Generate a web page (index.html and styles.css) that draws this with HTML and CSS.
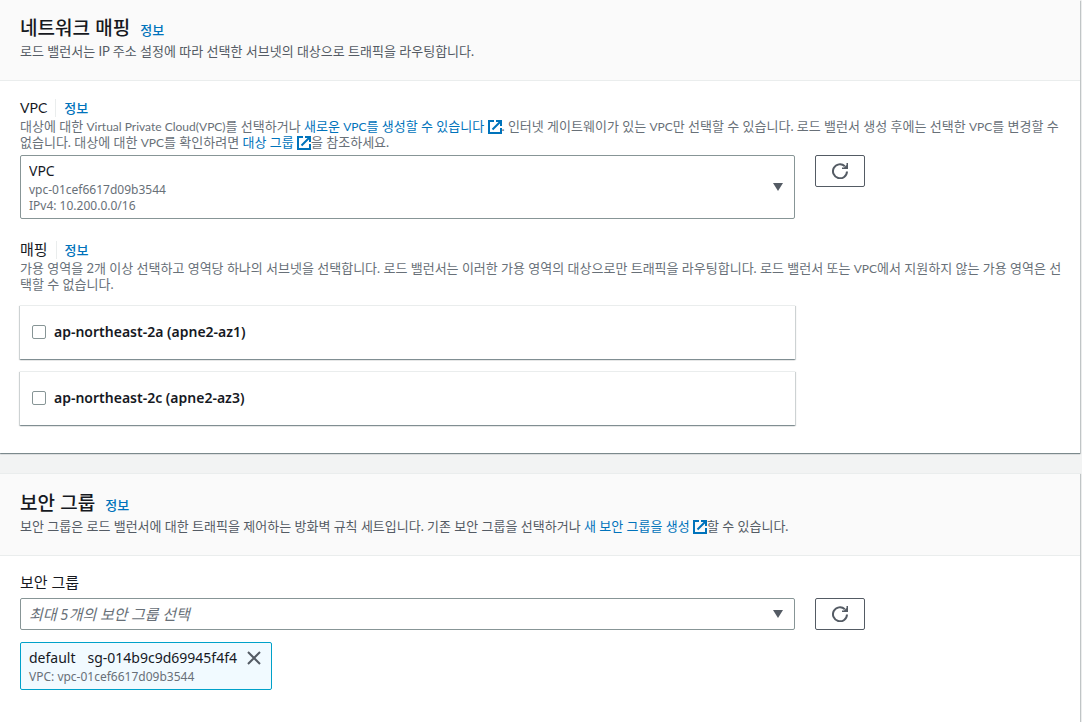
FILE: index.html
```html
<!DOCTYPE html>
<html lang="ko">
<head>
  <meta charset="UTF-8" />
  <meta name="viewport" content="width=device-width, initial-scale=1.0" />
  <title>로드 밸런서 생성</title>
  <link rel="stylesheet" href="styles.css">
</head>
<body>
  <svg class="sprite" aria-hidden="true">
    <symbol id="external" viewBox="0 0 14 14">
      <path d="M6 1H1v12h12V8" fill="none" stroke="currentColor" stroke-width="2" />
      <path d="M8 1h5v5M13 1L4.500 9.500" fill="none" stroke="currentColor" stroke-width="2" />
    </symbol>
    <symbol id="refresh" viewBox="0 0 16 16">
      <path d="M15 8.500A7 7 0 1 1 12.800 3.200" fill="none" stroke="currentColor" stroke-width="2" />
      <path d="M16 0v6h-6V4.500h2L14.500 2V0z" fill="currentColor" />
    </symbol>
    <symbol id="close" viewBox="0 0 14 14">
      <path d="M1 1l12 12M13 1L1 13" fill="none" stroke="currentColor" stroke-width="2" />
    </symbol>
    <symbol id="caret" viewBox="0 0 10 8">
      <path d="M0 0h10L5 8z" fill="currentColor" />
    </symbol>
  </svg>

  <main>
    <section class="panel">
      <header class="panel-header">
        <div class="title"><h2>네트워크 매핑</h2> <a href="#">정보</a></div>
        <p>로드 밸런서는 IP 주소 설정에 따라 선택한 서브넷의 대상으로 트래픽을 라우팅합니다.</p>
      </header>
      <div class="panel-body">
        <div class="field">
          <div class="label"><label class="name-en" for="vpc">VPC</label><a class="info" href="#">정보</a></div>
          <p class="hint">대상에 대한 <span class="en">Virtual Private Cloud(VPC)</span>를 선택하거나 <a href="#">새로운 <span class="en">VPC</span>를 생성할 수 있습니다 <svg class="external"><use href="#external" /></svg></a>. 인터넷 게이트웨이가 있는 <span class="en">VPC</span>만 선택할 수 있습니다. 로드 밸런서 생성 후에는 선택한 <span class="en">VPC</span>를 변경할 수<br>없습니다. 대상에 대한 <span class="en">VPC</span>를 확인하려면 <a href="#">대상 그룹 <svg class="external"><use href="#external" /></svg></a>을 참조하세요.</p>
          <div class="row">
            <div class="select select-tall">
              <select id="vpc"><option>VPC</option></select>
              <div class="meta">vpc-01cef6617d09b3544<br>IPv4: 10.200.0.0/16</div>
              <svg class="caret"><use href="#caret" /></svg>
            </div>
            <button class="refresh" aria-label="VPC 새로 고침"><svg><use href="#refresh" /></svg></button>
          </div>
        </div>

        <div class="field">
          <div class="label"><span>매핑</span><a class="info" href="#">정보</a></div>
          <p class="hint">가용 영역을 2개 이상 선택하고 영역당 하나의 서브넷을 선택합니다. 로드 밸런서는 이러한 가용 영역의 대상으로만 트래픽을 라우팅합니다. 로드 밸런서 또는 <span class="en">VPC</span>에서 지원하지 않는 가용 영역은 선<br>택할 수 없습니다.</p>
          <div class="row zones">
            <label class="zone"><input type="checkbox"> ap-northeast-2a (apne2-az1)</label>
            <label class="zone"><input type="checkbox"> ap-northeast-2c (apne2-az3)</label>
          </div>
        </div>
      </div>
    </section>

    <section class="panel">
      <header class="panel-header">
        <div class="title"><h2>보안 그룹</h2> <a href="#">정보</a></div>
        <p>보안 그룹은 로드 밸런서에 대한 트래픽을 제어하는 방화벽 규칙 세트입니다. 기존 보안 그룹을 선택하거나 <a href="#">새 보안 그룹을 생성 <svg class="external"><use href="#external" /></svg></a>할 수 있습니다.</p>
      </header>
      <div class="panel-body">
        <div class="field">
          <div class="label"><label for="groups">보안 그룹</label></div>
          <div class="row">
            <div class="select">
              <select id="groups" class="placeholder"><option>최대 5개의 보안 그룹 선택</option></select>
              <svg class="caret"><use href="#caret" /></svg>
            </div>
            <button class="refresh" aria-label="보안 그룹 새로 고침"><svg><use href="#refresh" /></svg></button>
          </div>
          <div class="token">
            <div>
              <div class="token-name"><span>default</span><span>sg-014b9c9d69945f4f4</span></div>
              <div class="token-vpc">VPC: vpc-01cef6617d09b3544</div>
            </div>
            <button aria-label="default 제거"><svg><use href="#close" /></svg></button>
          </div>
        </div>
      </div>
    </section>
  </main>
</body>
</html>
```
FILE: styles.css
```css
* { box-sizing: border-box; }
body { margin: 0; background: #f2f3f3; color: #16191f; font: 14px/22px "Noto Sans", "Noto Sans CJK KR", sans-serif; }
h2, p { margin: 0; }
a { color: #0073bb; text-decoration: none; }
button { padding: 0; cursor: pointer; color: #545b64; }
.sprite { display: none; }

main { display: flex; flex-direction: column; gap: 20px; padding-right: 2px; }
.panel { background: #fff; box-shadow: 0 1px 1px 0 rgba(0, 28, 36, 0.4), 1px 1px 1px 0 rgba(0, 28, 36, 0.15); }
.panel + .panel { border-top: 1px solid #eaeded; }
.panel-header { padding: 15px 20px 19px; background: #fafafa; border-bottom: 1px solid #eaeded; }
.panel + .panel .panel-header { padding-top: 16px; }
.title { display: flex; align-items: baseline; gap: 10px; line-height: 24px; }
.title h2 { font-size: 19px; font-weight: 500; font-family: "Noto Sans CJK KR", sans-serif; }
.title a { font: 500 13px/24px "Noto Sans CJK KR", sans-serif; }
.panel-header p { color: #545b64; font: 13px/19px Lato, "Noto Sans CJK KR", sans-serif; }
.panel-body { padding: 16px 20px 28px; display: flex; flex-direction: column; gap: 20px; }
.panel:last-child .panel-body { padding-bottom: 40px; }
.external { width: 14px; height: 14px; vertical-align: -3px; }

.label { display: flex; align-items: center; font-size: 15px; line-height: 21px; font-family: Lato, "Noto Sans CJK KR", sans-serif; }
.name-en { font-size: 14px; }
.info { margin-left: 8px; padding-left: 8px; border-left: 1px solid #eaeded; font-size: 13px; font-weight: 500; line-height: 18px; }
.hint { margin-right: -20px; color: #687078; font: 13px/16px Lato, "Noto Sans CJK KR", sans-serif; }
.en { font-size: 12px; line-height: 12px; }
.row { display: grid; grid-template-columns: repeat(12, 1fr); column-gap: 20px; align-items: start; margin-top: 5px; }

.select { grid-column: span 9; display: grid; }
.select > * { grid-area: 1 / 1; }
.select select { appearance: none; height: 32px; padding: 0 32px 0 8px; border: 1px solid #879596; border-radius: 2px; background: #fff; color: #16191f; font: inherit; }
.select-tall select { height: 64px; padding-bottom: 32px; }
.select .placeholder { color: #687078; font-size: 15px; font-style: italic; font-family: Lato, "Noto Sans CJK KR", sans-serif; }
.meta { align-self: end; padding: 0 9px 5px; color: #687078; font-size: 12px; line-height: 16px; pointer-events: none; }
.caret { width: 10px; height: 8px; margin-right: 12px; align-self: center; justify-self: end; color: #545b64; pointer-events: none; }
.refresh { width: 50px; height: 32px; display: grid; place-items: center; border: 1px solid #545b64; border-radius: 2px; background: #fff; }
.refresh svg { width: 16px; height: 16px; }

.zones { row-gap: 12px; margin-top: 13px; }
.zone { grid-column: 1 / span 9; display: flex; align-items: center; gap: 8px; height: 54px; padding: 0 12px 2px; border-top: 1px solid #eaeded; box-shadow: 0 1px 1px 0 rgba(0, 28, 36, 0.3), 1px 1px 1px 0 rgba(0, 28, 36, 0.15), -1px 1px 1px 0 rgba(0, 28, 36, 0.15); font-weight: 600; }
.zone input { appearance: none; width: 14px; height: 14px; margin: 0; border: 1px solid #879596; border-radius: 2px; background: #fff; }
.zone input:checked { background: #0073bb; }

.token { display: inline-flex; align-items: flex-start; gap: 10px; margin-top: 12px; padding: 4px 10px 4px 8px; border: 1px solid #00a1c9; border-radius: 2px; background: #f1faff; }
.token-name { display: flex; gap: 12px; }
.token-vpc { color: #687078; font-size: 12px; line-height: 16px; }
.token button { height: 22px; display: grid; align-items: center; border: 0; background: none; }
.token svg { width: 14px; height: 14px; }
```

§ GIVEN TASK
Leave out every line without the string "index" and copy the rest.

§ SOLUTION TO THIS PROBLEM
Generate a web page (index.html and styles.css) that draws this with HTML and CSS.
FILE: index.html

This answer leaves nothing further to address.